**Provided data**
___
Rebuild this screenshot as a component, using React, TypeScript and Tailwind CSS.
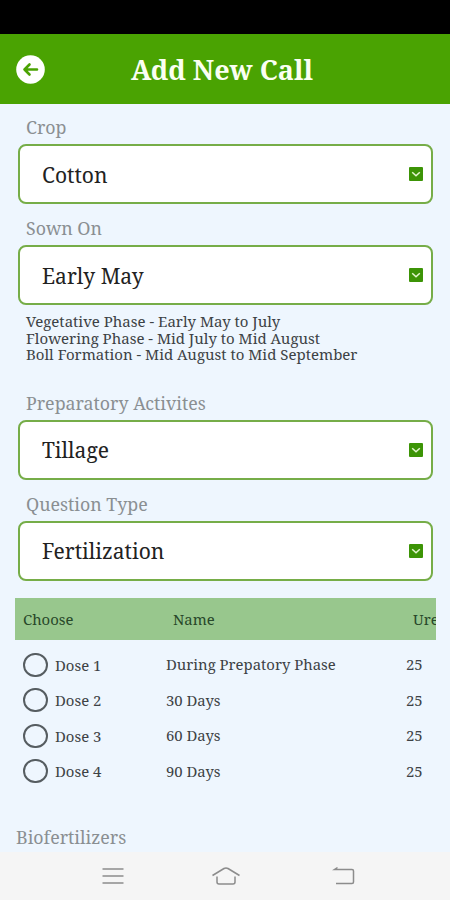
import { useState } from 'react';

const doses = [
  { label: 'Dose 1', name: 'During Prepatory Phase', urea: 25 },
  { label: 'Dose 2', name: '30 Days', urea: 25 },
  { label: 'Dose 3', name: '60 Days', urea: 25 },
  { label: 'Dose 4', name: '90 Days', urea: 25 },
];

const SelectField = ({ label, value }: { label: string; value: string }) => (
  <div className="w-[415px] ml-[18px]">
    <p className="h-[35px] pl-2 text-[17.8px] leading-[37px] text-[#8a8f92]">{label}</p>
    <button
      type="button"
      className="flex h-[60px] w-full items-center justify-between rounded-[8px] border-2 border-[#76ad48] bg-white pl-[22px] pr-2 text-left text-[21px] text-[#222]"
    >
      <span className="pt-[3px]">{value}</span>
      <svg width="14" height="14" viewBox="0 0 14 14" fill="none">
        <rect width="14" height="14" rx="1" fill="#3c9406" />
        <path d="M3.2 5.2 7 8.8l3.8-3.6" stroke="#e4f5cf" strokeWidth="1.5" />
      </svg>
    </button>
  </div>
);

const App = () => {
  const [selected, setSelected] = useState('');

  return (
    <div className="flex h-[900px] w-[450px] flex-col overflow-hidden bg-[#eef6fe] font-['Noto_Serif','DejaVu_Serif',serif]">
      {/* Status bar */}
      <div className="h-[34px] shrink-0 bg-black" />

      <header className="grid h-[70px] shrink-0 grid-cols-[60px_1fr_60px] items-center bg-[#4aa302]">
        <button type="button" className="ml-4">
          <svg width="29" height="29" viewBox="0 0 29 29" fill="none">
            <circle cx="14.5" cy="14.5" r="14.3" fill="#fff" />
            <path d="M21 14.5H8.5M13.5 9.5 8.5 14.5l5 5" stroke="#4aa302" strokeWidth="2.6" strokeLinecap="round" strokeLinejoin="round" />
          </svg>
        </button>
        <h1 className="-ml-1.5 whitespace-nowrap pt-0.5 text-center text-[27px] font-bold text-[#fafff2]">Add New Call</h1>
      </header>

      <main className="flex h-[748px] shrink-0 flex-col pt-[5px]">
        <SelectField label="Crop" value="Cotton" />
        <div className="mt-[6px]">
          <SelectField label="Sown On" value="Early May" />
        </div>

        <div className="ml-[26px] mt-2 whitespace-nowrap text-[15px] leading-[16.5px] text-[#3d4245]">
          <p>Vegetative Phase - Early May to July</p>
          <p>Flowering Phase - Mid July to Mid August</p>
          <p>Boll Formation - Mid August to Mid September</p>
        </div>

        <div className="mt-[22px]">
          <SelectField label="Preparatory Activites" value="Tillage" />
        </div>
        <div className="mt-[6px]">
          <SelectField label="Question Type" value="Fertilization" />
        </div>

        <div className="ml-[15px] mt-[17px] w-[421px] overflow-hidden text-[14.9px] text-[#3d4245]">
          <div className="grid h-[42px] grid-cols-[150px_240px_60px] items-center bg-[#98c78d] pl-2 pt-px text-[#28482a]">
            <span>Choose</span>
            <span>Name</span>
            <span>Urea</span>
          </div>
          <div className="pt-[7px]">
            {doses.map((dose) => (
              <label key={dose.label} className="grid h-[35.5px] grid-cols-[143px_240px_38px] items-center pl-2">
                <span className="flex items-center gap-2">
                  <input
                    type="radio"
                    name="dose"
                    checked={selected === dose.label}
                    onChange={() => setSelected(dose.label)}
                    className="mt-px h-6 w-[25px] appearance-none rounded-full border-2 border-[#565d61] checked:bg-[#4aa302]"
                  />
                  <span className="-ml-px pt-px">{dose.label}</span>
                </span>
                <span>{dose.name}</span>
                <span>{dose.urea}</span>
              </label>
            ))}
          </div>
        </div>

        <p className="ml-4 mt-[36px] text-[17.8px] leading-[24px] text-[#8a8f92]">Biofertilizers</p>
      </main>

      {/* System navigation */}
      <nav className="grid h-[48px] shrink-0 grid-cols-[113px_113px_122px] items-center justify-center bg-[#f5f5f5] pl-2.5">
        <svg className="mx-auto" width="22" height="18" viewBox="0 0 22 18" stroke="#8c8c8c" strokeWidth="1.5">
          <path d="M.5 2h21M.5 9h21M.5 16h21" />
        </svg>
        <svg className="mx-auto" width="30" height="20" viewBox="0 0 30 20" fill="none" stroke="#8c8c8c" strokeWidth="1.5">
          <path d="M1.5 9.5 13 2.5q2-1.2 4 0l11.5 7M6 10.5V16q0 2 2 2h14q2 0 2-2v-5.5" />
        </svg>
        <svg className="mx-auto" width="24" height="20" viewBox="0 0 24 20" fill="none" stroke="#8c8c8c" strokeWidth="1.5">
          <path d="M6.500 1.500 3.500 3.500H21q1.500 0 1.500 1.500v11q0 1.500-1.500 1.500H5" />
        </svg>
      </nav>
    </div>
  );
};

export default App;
___
**Challenge**
All the material shown above is to be copied exactly, with no pictures carried over.

**Solved problem**
Rebuild this screenshot as a component, using React, TypeScript and Tailwind CSS.
import { useState } from 'react';

const doses = [
  { label: 'Dose 1', name: 'During Prepatory Phase', urea: 25 },
  { label: 'Dose 2', name: '30 Days', urea: 25 },
  { label: 'Dose 3', name: '60 Days', urea: 25 },
  { label: 'Dose 4', name: '90 Days', urea: 25 },
];

const SelectField = ({ label, value }: { label: string; value: string }) => (
  <div className="w-[415px] ml-[18px]">
    <p className="h-[35px] pl-2 text-[17.8px] leading-[37px] text-[#8a8f92]">{label}</p>
    <button
      type="button"
      className="flex h-[60px] w-full items-center justify-between rounded-[8px] border-2 border-[#76ad48] bg-white pl-[22px] pr-2 text-left text-[21px] text-[#222]"
    >
      <span className="pt-[3px]">{value}</span>
      <svg width="14" height="14" viewBox="0 0 14 14" fill="none">
        <rect width="14" height="14" rx="1" fill="#3c9406" />
        <path d="M3.2 5.2 7 8.8l3.8-3.6" stroke="#e4f5cf" strokeWidth="1.5" />
      </svg>
    </button>
  </div>
);

const App = () => {
  const [selected, setSelected] = useState('');

  return (
    <div className="flex h-[900px] w-[450px] flex-col overflow-hidden bg-[#eef6fe] font-['Noto_Serif','DejaVu_Serif',serif]">
      {/* Status bar */}
      <div className="h-[34px] shrink-0 bg-black" />

      <header className="grid h-[70px] shrink-0 grid-cols-[60px_1fr_60px] items-center bg-[#4aa302]">
        <button type="button" className="ml-4">
          <svg width="29" height="29" viewBox="0 0 29 29" fill="none">
            <circle cx="14.5" cy="14.5" r="14.3" fill="#fff" />
            <path d="M21 14.5H8.5M13.5 9.5 8.5 14.5l5 5" stroke="#4aa302" strokeWidth="2.6" strokeLinecap="round" strokeLinejoin="round" />
          </svg>
        </button>
        <h1 className="-ml-1.5 whitespace-nowrap pt-0.5 text-center text-[27px] font-bold text-[#fafff2]">Add New Call</h1>
      </header>

      <main className="flex h-[748px] shrink-0 flex-col pt-[5px]">
        <SelectField label="Crop" value="Cotton" />
        <div className="mt-[6px]">
          <SelectField label="Sown On" value="Early May" />
        </div>

        <div className="ml-[26px] mt-2 whitespace-nowrap text-[15px] leading-[16.5px] text-[#3d4245]">
          <p>Vegetative Phase - Early May to July</p>
          <p>Flowering Phase - Mid July to Mid August</p>
          <p>Boll Formation - Mid August to Mid September</p>
        </div>

        <div className="mt-[22px]">
          <SelectField label="Preparatory Activites" value="Tillage" />
        </div>
        <div className="mt-[6px]">
          <SelectField label="Question Type" value="Fertilization" />
        </div>

        <div className="ml-[15px] mt-[17px] w-[421px] overflow-hidden text-[14.9px] text-[#3d4245]">
          <div className="grid h-[42px] grid-cols-[150px_240px_60px] items-center bg-[#98c78d] pl-2 pt-px text-[#28482a]">
            <span>Choose</span>
            <span>Name</span>
            <span>Urea</span>
          </div>
          <div className="pt-[7px]">
            {doses.map((dose) => (
              <label key={dose.label} className="grid h-[35.5px] grid-cols-[143px_240px_38px] items-center pl-2">
                <span className="flex items-center gap-2">
                  <input
                    type="radio"
                    name="dose"
                    checked={selected === dose.label}
                    onChange={() => setSelected(dose.label)}
                    className="mt-px h-6 w-[25px] appearance-none rounded-full border-2 border-[#565d61] checked:bg-[#4aa302]"
                  />
                  <span className="-ml-px pt-px">{dose.label}</span>
                </span>
                <span>{dose.name}</span>
                <span>{dose.urea}</span>
              </label>
            ))}
          </div>
        </div>

        <p className="ml-4 mt-[36px] text-[17.8px] leading-[24px] text-[#8a8f92]">Biofertilizers</p>
      </main>

      {/* System navigation */}
      <nav className="grid h-[48px] shrink-0 grid-cols-[113px_113px_122px] items-center justify-center bg-[#f5f5f5] pl-2.5">
        <svg className="mx-auto" width="22" height="18" viewBox="0 0 22 18" stroke="#8c8c8c" strokeWidth="1.5">
          <path d="M.5 2h21M.5 9h21M.5 16h21" />
        </svg>
        <svg className="mx-auto" width="30" height="20" viewBox="0 0 30 20" fill="none" stroke="#8c8c8c" strokeWidth="1.5">
          <path d="M1.5 9.5 13 2.5q2-1.2 4 0l11.5 7M6 10.5V16q0 2 2 2h14q2 0 2-2v-5.5" />
        </svg>
        <svg className="mx-auto" width="24" height="20" viewBox="0 0 24 20" fill="none" stroke="#8c8c8c" strokeWidth="1.5">
          <path d="M6.500 1.500 3.500 3.500H21q1.500 0 1.500 1.500v11q0 1.500-1.500 1.500H5" />
        </svg>
      </nav>
    </div>
  );
};

export default App;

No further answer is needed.